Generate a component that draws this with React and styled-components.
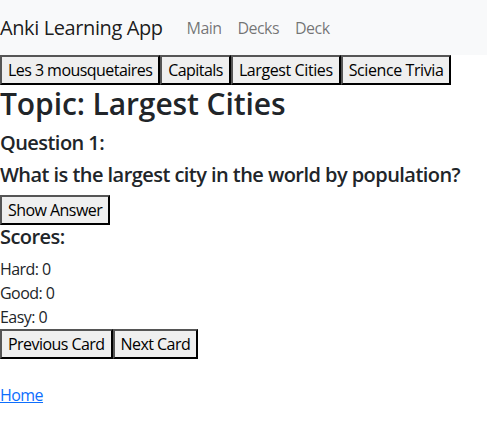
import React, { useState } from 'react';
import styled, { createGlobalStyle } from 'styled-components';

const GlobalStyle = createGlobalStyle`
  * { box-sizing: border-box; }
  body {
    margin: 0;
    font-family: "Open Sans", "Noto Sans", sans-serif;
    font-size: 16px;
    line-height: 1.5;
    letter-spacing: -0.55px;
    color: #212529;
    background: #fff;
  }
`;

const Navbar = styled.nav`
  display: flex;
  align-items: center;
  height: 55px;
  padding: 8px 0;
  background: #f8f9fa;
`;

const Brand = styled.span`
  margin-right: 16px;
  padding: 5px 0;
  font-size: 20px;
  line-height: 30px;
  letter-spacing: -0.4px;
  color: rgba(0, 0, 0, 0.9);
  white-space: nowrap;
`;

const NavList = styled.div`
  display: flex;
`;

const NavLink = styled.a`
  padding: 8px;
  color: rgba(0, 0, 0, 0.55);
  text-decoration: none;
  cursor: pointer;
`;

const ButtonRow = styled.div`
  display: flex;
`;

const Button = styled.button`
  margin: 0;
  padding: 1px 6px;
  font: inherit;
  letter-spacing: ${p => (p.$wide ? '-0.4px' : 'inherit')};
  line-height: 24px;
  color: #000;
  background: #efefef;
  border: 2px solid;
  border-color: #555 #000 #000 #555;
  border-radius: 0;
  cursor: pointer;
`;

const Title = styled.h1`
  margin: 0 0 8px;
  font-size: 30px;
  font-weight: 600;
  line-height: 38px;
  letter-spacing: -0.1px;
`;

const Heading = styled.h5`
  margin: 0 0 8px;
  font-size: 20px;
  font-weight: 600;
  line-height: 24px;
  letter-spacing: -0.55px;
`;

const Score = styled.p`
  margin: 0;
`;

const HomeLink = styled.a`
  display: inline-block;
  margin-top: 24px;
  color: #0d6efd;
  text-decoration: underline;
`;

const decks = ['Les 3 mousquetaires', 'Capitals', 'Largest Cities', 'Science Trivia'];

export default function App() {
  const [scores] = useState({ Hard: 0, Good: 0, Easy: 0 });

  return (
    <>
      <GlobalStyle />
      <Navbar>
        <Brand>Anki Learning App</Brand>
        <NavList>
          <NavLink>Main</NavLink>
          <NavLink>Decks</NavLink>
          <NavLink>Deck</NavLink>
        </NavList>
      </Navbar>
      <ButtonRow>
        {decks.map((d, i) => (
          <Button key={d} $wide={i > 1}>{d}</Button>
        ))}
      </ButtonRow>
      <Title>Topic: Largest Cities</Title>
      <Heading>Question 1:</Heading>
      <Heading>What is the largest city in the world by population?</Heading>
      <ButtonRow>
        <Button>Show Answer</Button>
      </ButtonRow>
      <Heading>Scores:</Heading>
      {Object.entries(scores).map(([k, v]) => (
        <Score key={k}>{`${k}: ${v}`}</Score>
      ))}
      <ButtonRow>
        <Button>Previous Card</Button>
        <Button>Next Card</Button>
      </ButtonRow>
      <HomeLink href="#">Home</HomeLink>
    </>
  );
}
----
▶ Problem description:
Return the material line for line, from its beginning to the line that contains "const decks = ['Les", with the pictures left out.

▶ Exercise result:
Generate a component that draws this with React and styled-components.
import React, { useState } from 'react';
import styled, { createGlobalStyle } from 'styled-components';

const GlobalStyle = createGlobalStyle`
  * { box-sizing: border-box; }
  body {
    margin: 0;
    font-family: "Open Sans", "Noto Sans", sans-serif;
    font-size: 16px;
    line-height: 1.5;
    letter-spacing: -0.55px;
    color: #212529;
    background: #fff;
  }
`;

const Navbar = styled.nav`
  display: flex;
  align-items: center;
  height: 55px;
  padding: 8px 0;
  background: #f8f9fa;
`;

const Brand = styled.span`
  margin-right: 16px;
  padding: 5px 0;
  font-size: 20px;
  line-height: 30px;
  letter-spacing: -0.4px;
  color: rgba(0, 0, 0, 0.9);
  white-space: nowrap;
`;

const NavList = styled.div`
  display: flex;
`;

const NavLink = styled.a`
  padding: 8px;
  color: rgba(0, 0, 0, 0.55);
  text-decoration: none;
  cursor: pointer;
`;

const ButtonRow = styled.div`
  display: flex;
`;

const Button = styled.button`
  margin: 0;
  padding: 1px 6px;
  font: inherit;
  letter-spacing: ${p => (p.$wide ? '-0.4px' : 'inherit')};
  line-height: 24px;
  color: #000;
  background: #efefef;
  border: 2px solid;
  border-color: #555 #000 #000 #555;
  border-radius: 0;
  cursor: pointer;
`;

const Title = styled.h1`
  margin: 0 0 8px;
  font-size: 30px;
  font-weight: 600;
  line-height: 38px;
  letter-spacing: -0.1px;
`;

const Heading = styled.h5`
  margin: 0 0 8px;
  font-size: 20px;
  font-weight: 600;
  line-height: 24px;
  letter-spacing: -0.55px;
`;

const Score = styled.p`
  margin: 0;
`;

const HomeLink = styled.a`
  display: inline-block;
  margin-top: 24px;
  color: #0d6efd;
  text-decoration: underline;
`;

const decks = ['Les 3 mousquetaires', 'Capitals', 'Largest Cities', 'Science Trivia'];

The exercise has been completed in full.